Which alternative is cheapest for low-volume use?

Pika starts at $10/month and offers a generous free tier. Wireflow's free plan includes 50 daily executions with API access. Replicate charges per-second of compute with no monthly minimum, so costs scale to near-zero at low volumes.

Do these APIs support image-to-video generation?

Yes. Wireflow (via Kling 2.5 nodes), Fal.ai, Luma AI, and Pika all support image-to-video. You upload a source image and get back a video that animates it. Replicate supports it through specific models like Stable Video Diffusion. See our guide on animating still images with AI for step-by-step instructions.
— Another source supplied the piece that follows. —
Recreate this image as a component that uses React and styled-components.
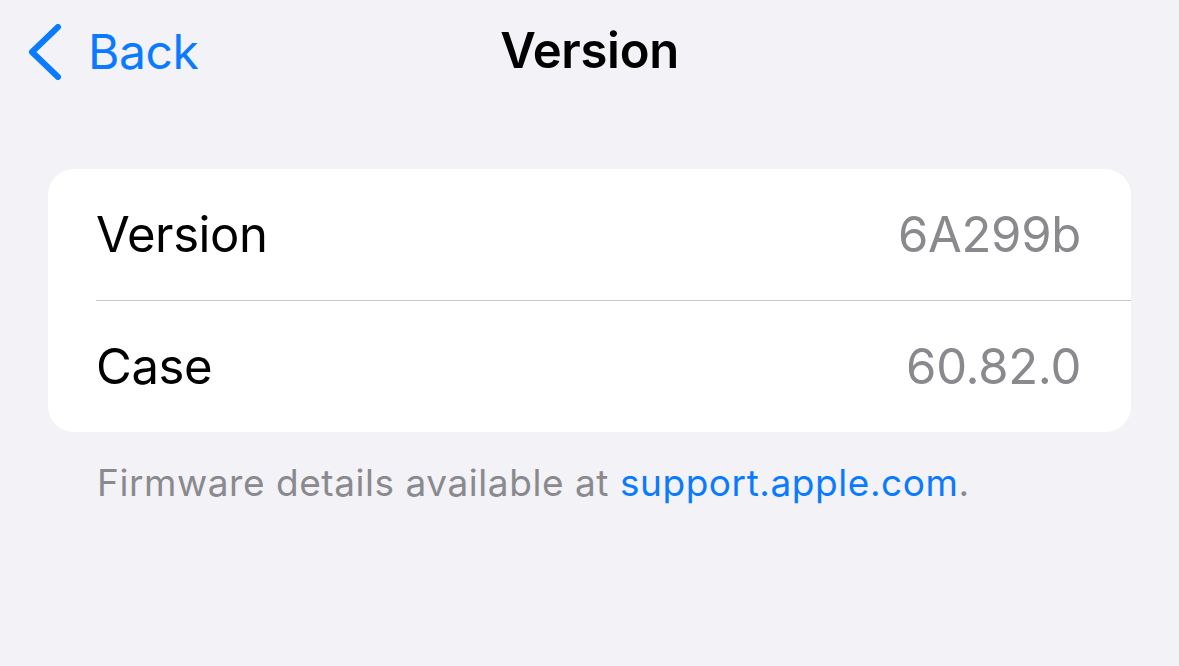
import React from 'react'
import styled, { createGlobalStyle } from 'styled-components'

const GlobalStyle = createGlobalStyle`
  html, body {
    margin: 0;
    padding: 0;
    background: #f2f2f7;
    font-family: Inter, "Noto Sans", "Liberation Sans", sans-serif;
    -webkit-font-smoothing: antialiased;
  }
`

const color = {
  blue: '#0a7aff',
  label: '#000000',
  secondary: '#8a8a8e',
  separator: '#c8c8cc',
  card: '#ffffff'
}

const Screen = styled.div`
  width: 1179px;
  height: 666px;
  background: #f2f2f7;
  display: flex;
  flex-direction: column;
`

const NavBar = styled.header`
  position: relative;
  height: 100px;
  display: flex;
  align-items: center;
  justify-content: center;
`

const BackButton = styled.button`
  position: absolute;
  left: 28px;
  top: 22px;
  display: flex;
  align-items: center;
  gap: 26px;
  background: none;
  border: 0;
  padding: 0;
  color: ${color.blue};
  font-family: inherit;
  font-size: 48px;
  letter-spacing: -0.4px;
  cursor: pointer;
`

const Title = styled.h1`
  margin: 0;
  font-size: 49px;
  font-weight: 600;
  letter-spacing: -0.3px;
  color: ${color.label};
`

const Content = styled.main`
  padding: 69px 48px 0;
  display: flex;
  flex-direction: column;
`

const Card = styled.section`
  background: ${color.card};
  border-radius: 26px;
  overflow: hidden;
`

const Row = styled.div`
  height: 131px;
  display: flex;
  align-items: center;
  justify-content: space-between;
  margin-left: 48px;
  padding-right: 50px;
  border-top: ${p => (p.first ? 'none' : `1px solid ${color.separator}`)};
`

const Label = styled.span`
  font-size: 49px;
  color: ${color.label};
  letter-spacing: -0.4px;
`

const Value = styled.span`
  font-size: 49px;
  color: ${color.secondary};
  letter-spacing: -0.3px;
`

const Footer = styled.p`
  margin: 28px 0 0 49px;
  font-size: 37px;
  color: ${color.secondary};
  letter-spacing: 0.55px;
`

const FooterLink = styled.a`
  color: ${color.blue};
  text-decoration: none;
`

const Chevron = () => (
  <svg width='34' height='56' viewBox='0 0 34 56' fill='none'>
    <path
      d='M30 3 L4 28 L30 53'
      stroke={color.blue}
      strokeWidth='6'
      strokeLinecap='round'
      strokeLinejoin='round'
    />
  </svg>
)

const rows = [
  { label: 'Version', value: '6A299b' },
  { label: 'Case', value: '60.82.0' }
]

export default function App () {
  return (
    <Screen>
      <GlobalStyle />
      <NavBar>
        <BackButton>
          <Chevron />
          <span>Back</span>
        </BackButton>
        <Title>Version</Title>
      </NavBar>
      <Content>
        <Card>
          {rows.map((row, i) => (
            <Row key={row.label} first={i === 0}>
              <Label>{row.label}</Label>
              <Value>{row.value}</Value>
            </Row>
          ))}
        </Card>
        <Footer>
          Firmware details available at{' '}
          <FooterLink href='#'>support.apple.com</FooterLink>.
        </Footer>
      </Content>
    </Screen>
  )
}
Can I self-host any of these models?

Stability AI's models are open-weight and can be self-hosted. RunPod gives you GPU infrastructure to deploy any containerized model. Replicate's Cog format is also open-source, so you can run models locally. Wireflow, Luma, Pika, and Fal.ai are hosted-only services.

What is the typical API response time for video generation?

Most platforms take 30-90 seconds for a 4-second video clip. Fal.ai tends to be the fastest due to warm instances. All platforms use an async pattern where you submit a job and poll for completion rather than waiting on a synchronous request. Check workflow templates for pre-built pipelines that handle polling automatically.

How do webhooks work for these video APIs?

Wireflow supports webhook triggers that start workflow execution without requiring an API key, making it simple to integrate with external services. Other platforms like Replicate support webhook callbacks that notify your server when a prediction completes, so you do not need to poll.

Which platform is best for production applications?

For production use, look at rate limits, uptime SLAs, and error handling. Wireflow offers up to 200 requests/minute on Enterprise with idempotency keys to prevent duplicate executions. Replicate and Fal.ai both provide production tiers with guaranteed capacity. RunPod gives the most infrastructure control but requires more operational overhead.